On June 20, Gaines tweeted out a communication allegedly written by Harvard and sent to the college’s swim team. The former swimmer’s interpretation was that the university was using emotional blackmail to get people to accept transgender individuals participating in sports that align with their transitioned gender as the norm.
The Letter and the Reaction
The missive, reportedly written by officials at Harvard, talks about how Thomas followed all NCAA rules, despite the “conversations and controversy” about her participation in women’s sports. The letter was referencing a former Harvard University swimmer who is also a transgender man — Schuyler Bailar — stating if his team didn’t support him during his transition, he might “not be here today.”
The alleged Harvard letter makes it clear that officials aren’t trying to influence the students’ beliefs but encouraged a collective team spirit in letting the NCAA figure out how it wants to handle these matters in competitive swimming.

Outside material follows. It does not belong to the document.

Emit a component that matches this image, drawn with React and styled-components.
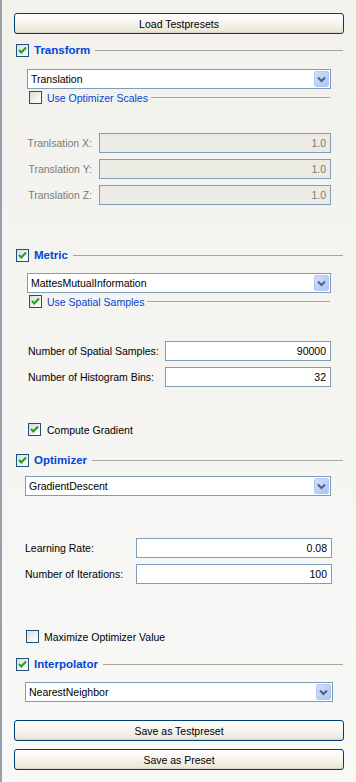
import React from "react";
import styled, { createGlobalStyle } from "styled-components";

const GlobalStyle = createGlobalStyle`
  html, body {
    margin: 0;
    padding: 0;
    background: #f8f8f7;
  }
  * {
    box-sizing: border-box;
  }
`;

const FONT = `"Liberation Sans", Tahoma, Arial, sans-serif`;

const Page = styled.div`
  width: 356px;
  height: 782px;
  display: flex;
  flex-direction: column;
  font-family: ${FONT};
  font-size: 10.5px;
  color: #000;
  background: linear-gradient(#f2f1ec, #f8f8f7);
  box-shadow: inset 2px 0 0 #96a0a8;
  overflow: hidden;
`;

const PushButton = styled.button`
  margin: ${(p) => p.$mt}px 0 0 14px;
  width: 330px;
  height: 21px;
  padding: 0;
  border: 1px solid #003c74;
  border-radius: 3px;
  background: linear-gradient(#ffffff 0%, #f6f5f0 45%, #ece9d8 90%, #d6d0c5 100%);
  font-family: ${FONT};
  font-size: 10.5px;
  color: #000;
  flex: none;
`;

const GroupHeader = styled.div`
  display: flex;
  align-items: center;
  height: 14px;
  margin-top: ${(p) => p.$mt}px;
  padding: 0 13px 0 16px;
  flex: none;
`;

const Title = styled.span`
  margin-left: 5px;
  font-weight: bold;
  font-size: 11.5px;
  color: #0046d5;
  white-space: nowrap;
`;

const Rule = styled.div`
  flex: 1;
  height: 1px;
  margin-left: ${(p) => p.$gap || 5}px;
  background: #a9a799;
`;

const BoxFrame = styled.span`
  width: 13px;
  height: 13px;
  flex: none;
  display: flex;
  align-items: center;
  justify-content: center;
  border: 1px solid #1c5180;
  background: linear-gradient(135deg, #dcdcd6 0%, #f3f3ef 60%, #ffffff 100%);
`;

const Check = ({ on }) => (
  <BoxFrame>
    {on && (
      <svg width="11" height="11" viewBox="0 0 11 11">
        <path d="M2 5 L4.3 7.5 L9 2.5" fill="none" stroke="#21a121" strokeWidth="2.1" />
      </svg>
    )}
  </BoxFrame>
);

const CheckRow = styled.div`
  display: flex;
  align-items: center;
  height: 13px;
  margin: ${(p) => p.$mt}px 26px 0 ${(p) => p.$ml}px;
  flex: none;
`;

const CheckLabel = styled.span`
  margin-left: ${(p) => p.$gap}px;
  color: ${(p) => (p.$blue ? "#0046d5" : "#000")};
  white-space: nowrap;
`;

const Combo = styled.div`
  display: flex;
  align-items: center;
  height: 20px;
  width: ${(p) => p.$w}px;
  margin: ${(p) => p.$mt}px 0 0 ${(p) => p.$ml}px;
  padding: 0 1px 0 3px;
  border: 1px solid #7f9db9;
  background: #fff;
  flex: none;
`;

const ComboText = styled.span`
  flex: 1;
  white-space: nowrap;
`;

const ArrowButton = styled.span`
  width: 15px;
  height: 16px;
  display: flex;
  align-items: center;
  justify-content: center;
  border: 1px solid #b4c8f6;
  border-radius: 2px;
  background: linear-gradient(135deg, #d2defb 0%, #c0d1f8 50%, #b0c4f4 100%);
`;

const ComboBox = ({ text, w, mt, ml }) => (
  <Combo $w={w} $mt={mt} $ml={ml}>
    <ComboText>{text}</ComboText>
    <ArrowButton>
      <svg width="9" height="7" viewBox="0 0 9 7">
        <path d="M1 1.5 L4.5 5 L8 1.5" fill="none" stroke="#4d6185" strokeWidth="2" />
      </svg>
    </ArrowButton>
  </Combo>
);

const FieldRow = styled.div`
  display: flex;
  align-items: center;
  height: 20px;
  margin: ${(p) => p.$mt}px 0 0 ${(p) => p.$ml}px;
  flex: none;
`;

const FieldLabel = styled.span`
  width: ${(p) => p.$w}px;
  text-align: ${(p) => (p.$right ? "right" : "left")};
  color: ${(p) => (p.$disabled ? "#7b7b73" : "#000")};
  white-space: nowrap;
`;

const Field = styled.div`
  width: ${(p) => p.$w}px;
  height: 20px;
  display: flex;
  align-items: center;
  justify-content: flex-end;
  padding-right: 4px;
  border: 1px solid #7f9db9;
  background: ${(p) => (p.$disabled ? "#ebeae3" : "#fff")};
  color: ${(p) => (p.$disabled ? "#7b7b73" : "#000")};
`;

const translations = ["Tranlsation X:", "Translation Y:", "Translation Z:"];

export default function App() {
  return (
    <Page>
      <GlobalStyle />
      <PushButton $mt={13}>Load Testpresets</PushButton>

      <GroupHeader $mt={9}>
        <Check on />
        <Title>Transform</Title>
        <Rule />
      </GroupHeader>
      <ComboBox text="Translation" w={304} mt={12} ml={27} />
      <CheckRow $mt={2} $ml={29}>
        <Check />
        <CheckLabel $gap={5} $blue>Use Optimizer Scales</CheckLabel>
        <Rule $gap={3} />
      </CheckRow>
      {translations.map((label, i) => (
        <FieldRow key={label} $mt={i === 0 ? 29 : 6} $ml={20}>
          <FieldLabel $w={72} $right $disabled>
            {label}
          </FieldLabel>
          <Field $w={232} $disabled style={{ marginLeft: 7 }}>
            1.0
          </Field>
        </FieldRow>
      ))}

      <GroupHeader $mt={43}>
        <Check on />
        <Title>Metric</Title>
        <Rule />
      </GroupHeader>
      <ComboBox text="MattesMutualInformation" w={304} mt={11} ml={27} />
      <CheckRow $mt={2} $ml={29}>
        <Check on />
        <CheckLabel $gap={5} $blue>Use Spatial Samples</CheckLabel>
        <Rule $gap={3} />
      </CheckRow>
      <FieldRow $mt={33} $ml={28}>
        <FieldLabel $w={137}>Number of Spatial Samples:</FieldLabel>
        <Field $w={166}>90000</Field>
      </FieldRow>
      <FieldRow $mt={6} $ml={28}>
        <FieldLabel $w={137}>Number of Histogram Bins:</FieldLabel>
        <Field $w={166}>32</Field>
      </FieldRow>
      <CheckRow $mt={36} $ml={28}>
        <Check on />
        <CheckLabel $gap={6}>Compute Gradient</CheckLabel>
      </CheckRow>

      <GroupHeader $mt={17}>
        <Check on />
        <Title>Optimizer</Title>
        <Rule />
      </GroupHeader>
      <ComboBox text="GradientDescent" w={306} mt={9} ml={25} />
      <FieldRow $mt={42} $ml={25}>
        <FieldLabel $w={111}>Learning Rate:</FieldLabel>
        <Field $w={196}>0.08</Field>
      </FieldRow>
      <FieldRow $mt={6} $ml={25}>
        <FieldLabel $w={111}>Number of Iterations:</FieldLabel>
        <Field $w={196}>100</Field>
      </FieldRow>
      <CheckRow $mt={46} $ml={26}>
        <Check />
        <CheckLabel $gap={5}>Maximize Optimizer Value</CheckLabel>
      </CheckRow>

      <GroupHeader $mt={14}>
        <Check on />
        <Title>Interpolator</Title>
        <Rule />
      </GroupHeader>
      <ComboBox text="NearestNeighbor" w={308} mt={11} ml={25} />

      <PushButton $mt={18}>Save as Testpreset</PushButton>
      <PushButton $mt={8}>Save as Preset</PushButton>
    </Page>
  );
}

Gaines interjected her interpretation of the letter, claiming the school was actually asking the team to either allow the NCAA to mistreat them or face responsibility for a “potential death.” She said officials were telling the students to stay silent on the issue while allowing the “men in charge” at the athletic association to decide the future of collegiate sports — even if they think it’s unfair.
Legislation on the Matter
The former University of Kentucky athlete isn’t the only one speaking out about this issue. In April, the House passed the Protection of Women and Girls in Sports Act along party lines, with a 219 to 203 vote. Although the bill was sent to the Senate for review, there has been no further action on the legislation. According to The Hill, the bill would not likely make it through the Upper Chamber, and the White House indicated President Joe Biden would use his veto power if the measure made its way to Pennsylvania Avenue.
Medical Physicist Joanna Harper recently told Newsweek she would be shocked if the number of transgender women participating in NCAA sports were over 100 people nationwide. Still, the issue remains a prevalent focal point across the US.